--- START DATA BLOCK ---
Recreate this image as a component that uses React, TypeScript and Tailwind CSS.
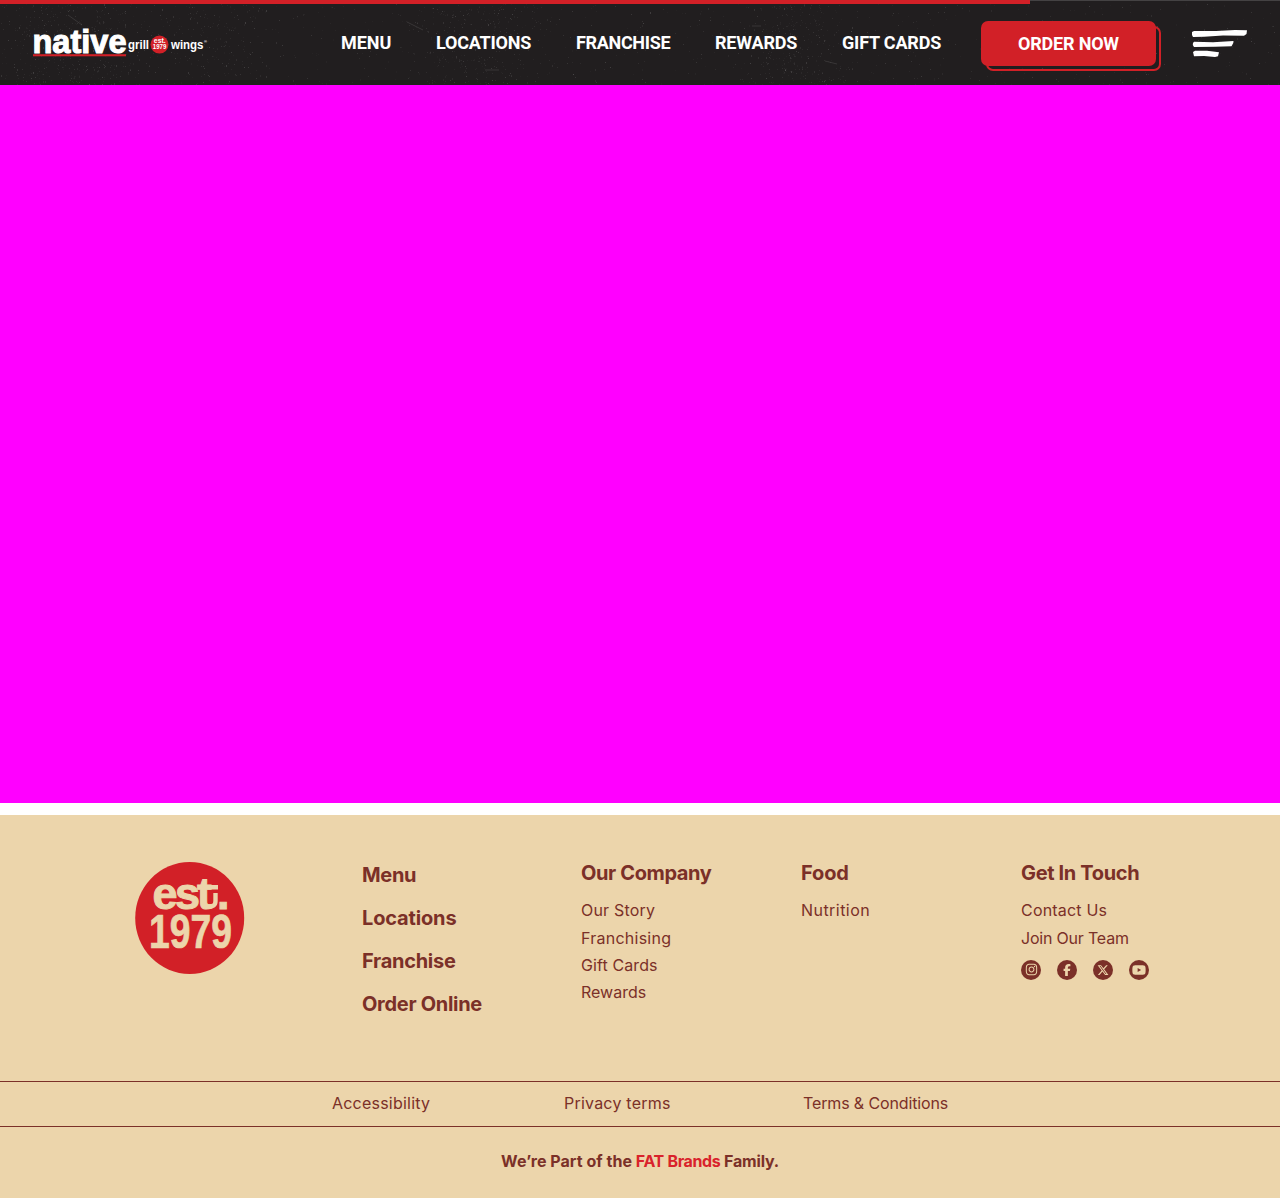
import React from 'react';
import { FaInstagram, FaFacebookF, FaXTwitter, FaYoutube } from 'react-icons/fa6';

type Speck = { x: number; y: number; w: number; h: number; o: number };

function makeSpecks(count: number): Speck[] {
  let seed = 1979;
  const next = () => {
    seed = (seed * 16807) % 2147483647;
    return seed / 2147483647;
  };
  const centers = [30, 75, 110, 215, 450, 500, 785, 800];
  return Array.from({ length: count }, () => {
    const clustered = next() < 0.6;
    const c = centers[Math.floor(next() * centers.length)];
    return {
      x: Math.round(clustered ? c + (next() + next() - 1) * 60 : next() * 1280),
      y: Math.round(4 + next() * 81),
      w: 1,
      h: next() < 0.9 ? 1 : 2,
      o: 0.02 + next() * next() * 0.14,
    };
  });
}

const specks = makeSpecks(2000);

function Grain() {
  return (
    <svg className="absolute inset-0" width="1280" height="85" aria-hidden="true">
      {specks.map((s, i) => (
        <rect key={i} x={s.x} y={s.y} width={s.w} height={s.h} fill="#fff" opacity={s.o} />
      ))}
      <path d="M407 22l16 8M752 26h9M825 61l12 3M485 70h14M68 15l14 10" stroke="#fff" strokeWidth="1" opacity="0.1" />
    </svg>
  );
}

function Logo() {
  return (
    <svg width="184" height="52" viewBox="-3 -10 184 52" fontFamily="'Liberation Sans', sans-serif" fontWeight="700" fill="#fff">
      <text x="-0.5" y="24.5" fontSize="34" textLength="94" lengthAdjust="spacingAndGlyphs" stroke="#fff" strokeWidth="1.1">native</text>
      <rect x="0" y="26.2" width="93" height="2.1" fill="#d22027" />
      <text x="95" y="21" fontSize="12.5" textLength="21" lengthAdjust="spacingAndGlyphs">grill</text>
      <circle cx="126.5" cy="16.6" r="9" fill="#d22027" />
      <text x="120.8" y="15.3" fontSize="7.5" textLength="12" lengthAdjust="spacingAndGlyphs">est.</text>
      <text x="119.8" y="21.4" fontSize="7.5" textLength="13.6" lengthAdjust="spacingAndGlyphs">1979</text>
      <text x="138" y="21" fontSize="12.5" textLength="32.5" lengthAdjust="spacingAndGlyphs">wings</text>
      <text x="171" y="15" fontSize="4">®</text>
    </svg>
  );
}

function Badge() {
  return (
    <svg width="110" height="112" viewBox="0 0 110 112" fontFamily="'Liberation Sans', sans-serif" fontWeight="700" fill="#ecd5ab" stroke="#ecd5ab">
      <ellipse cx="54.7" cy="56" rx="54.5" ry="56" fill="#d22027" stroke="none" />
      <text x="17.5 40 62 82" y="46.5" fontSize="45" strokeWidth="1">est.</text>
      <path d="M70 25.2h13M73 44.6q7.5 0.5 7.5-5.6V31" fill="none" strokeWidth="4.4" />
      <text x="14" y="85.7" fontSize="47.5" textLength="83" lengthAdjust="spacingAndGlyphs" strokeWidth="0.7">1979</text>
    </svg>
  );
}

const nav = [
  { label: 'MENU', cls: 'w-[50px] tracking-[-0.05px]' },
  { label: 'LOCATIONS', cls: 'w-[95px] tracking-[-0.22px]' },
  { label: 'FRANCHISE', cls: 'w-[94px] tracking-[-0.33px]' },
  { label: 'REWARDS', cls: 'w-[82px] tracking-[-0.18px]' },
  { label: 'GIFT CARDS', cls: 'w-[99px] tracking-[-0.18px]' },
];

const mainLinks = [
  { label: 'Menu', cls: 'tracking-[-0.3px]' },
  { label: 'Locations', cls: 'tracking-[-0.15px]' },
  { label: 'Franchise', cls: 'tracking-[-0.28px]' },
  { label: 'Order Online', cls: 'tracking-[-0.3px]' },
];

const socials = [
  { name: 'Instagram', Icon: FaInstagram, cls: 'size-[13px]' },
  { name: 'Facebook', Icon: FaFacebookF, cls: 'size-3' },
  { name: 'X', Icon: FaXTwitter, cls: 'size-3' },
  { name: 'YouTube', Icon: FaYoutube, cls: 'size-[14px]' },
];

type Link = { label: string; cls: string };

function Column({ title, titleCls, links, children }: { title: string; titleCls: string; links: Link[]; children?: React.ReactNode }) {
  return (
    <div className="w-[220px] pt-[43px]">
      <h3 className={`text-[20px] leading-[30px] font-bold ${titleCls}`}>{title}</h3>
      <ul className="mt-[9.4px] text-[16px] leading-[27.3px]">
        {links.map((l) => (
          <li key={l.label} className={l.cls}>
            <a href="#">{l.label}</a>
          </li>
        ))}
      </ul>
      {children}
    </div>
  );
}

export default function App() {
  return (
    <div className="h-[1198px] w-[1280px] overflow-hidden bg-white">
      <header className="relative h-[85px] bg-[#211e1f]">
        <Grain />
        <div className="absolute top-0 left-0 h-px w-full bg-[#444243]" />
        <div className="absolute top-0 left-0 h-1 w-[1030px] bg-[#d22027]" />
        <div className="relative flex h-full items-start">
          <div className="ml-[30px] w-[311px] pt-[17.5px]">
            <Logo />
          </div>
          <nav className="flex gap-[45px] pt-[31px] font-['Roboto',sans-serif] text-[18px] leading-6 font-bold whitespace-nowrap text-white">
            {nav.map((n) => (
              <a key={n.label} href="#" className={n.cls}>
                {n.label}
              </a>
            ))}
          </nav>
          <a href="#" className="relative mt-[21px] ml-10 block h-[45px] w-[175px]">
            <span className="absolute top-[5px] left-[5px] h-[45px] w-[175px] rounded-[7px] border-2 border-[#d22027]" />
            <span className="relative flex h-[45px] items-center justify-center rounded-[7px] bg-[#d22027] font-['Roboto',sans-serif] text-[18px] font-bold tracking-[-0.2px] text-white">
              ORDER NOW
            </span>
          </a>
          <svg className="mt-[29px] ml-[35px]" width="58" height="30" viewBox="0 0 58 30" fill="#fff" aria-label="Open menu">
            <path d="M1 3L3 2 25 2 44 1 56 1.3 55.5 5 53 6.8 32 6.6 13 7.8 2 8 1 6z" />
            <path d="M2 14L3 12.8 22 13.2 42.5 12 42.3 14 40.5 17.2 24 17.8 3 18 1.8 16z" />
            <path d="M2 23L4 21.8 16 21.8 28 23.2 27 27.2 24 28 13 27 3 27.2z" />
          </svg>
        </div>
      </header>
      <main className="h-[718px] bg-[#ff00ff]" />
      <footer className="mt-3 h-[383px] bg-[#ecd5ab] font-['Inter',sans-serif] text-[#7b3028]">
        <div className="flex h-[266px]">
          <div className="w-[362px] pt-[46.5px] pl-[135px]">
            <Badge />
          </div>
          <ul className="w-[219px] pt-[39px] text-[20px] leading-[43px] font-bold">
            {mainLinks.map((l) => (
              <li key={l.label} className={l.cls}>
                <a href="#">{l.label}</a>
              </li>
            ))}
          </ul>
          <Column
            title="Our Company"
            titleCls="tracking-[-0.38px]"
            links={[
              { label: 'Our Story', cls: 'tracking-[0.2px]' },
              { label: 'Franchising', cls: 'tracking-[0.25px]' },
              { label: 'Gift Cards', cls: 'tracking-[0.1px]' },
              { label: 'Rewards', cls: '' },
            ]}
          />
          <Column title="Food" titleCls="tracking-[-0.15px]" links={[{ label: 'Nutrition', cls: 'tracking-[0.45px]' }]} />
          <Column
            title="Get In Touch"
            titleCls="tracking-[-0.35px]"
            links={[
              { label: 'Contact Us', cls: 'tracking-[0.2px]' },
              { label: 'Join Our Team', cls: 'tracking-[-0.2px]' },
            ]}
          >
            <div className="mt-[7.6px] flex gap-4">
              {socials.map(({ name, Icon, cls }) => (
                <a key={name} href="#" aria-label={name} className="flex size-5 items-center justify-center rounded-full bg-[#7b3028] text-[#ecd5ab]">
                  <Icon className={cls} />
                </a>
              ))}
            </div>
          </Column>
        </div>
        <div className="flex h-[46px] border-y border-[#7b3028] pl-[332px] text-[16px] leading-[43px]">
          <a href="#" className="w-[232px] tracking-[0.22px]">Accessibility</a>
          <a href="#" className="w-[239px] tracking-[0.22px]">Privacy terms</a>
          <a href="#" className="tracking-[-0.13px]">Terms &amp; Conditions</a>
        </div>
        <p className="pt-[22px] text-center text-[16px] leading-6 font-bold tracking-[0.04px]">
          We’re Part of the <span className="tracking-[-0.35px] text-[#d9232b]">FAT Brands</span>
          <span className="tracking-[-0.2px]"> Family.</span>
        </p>
      </footer>
    </div>
  );
}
--- END DATA BLOCK ---
PROMPT: Output exactly the span of lines from the top of the listing through the line holding "number; y: number;", and leave every picture out.

RESULT OF THIS TASK:
Recreate this image as a component that uses React, TypeScript and Tailwind CSS.
import React from 'react';
import { FaInstagram, FaFacebookF, FaXTwitter, FaYoutube } from 'react-icons/fa6';

type Speck = { x: number; y: number; w: number; h: number; o: number };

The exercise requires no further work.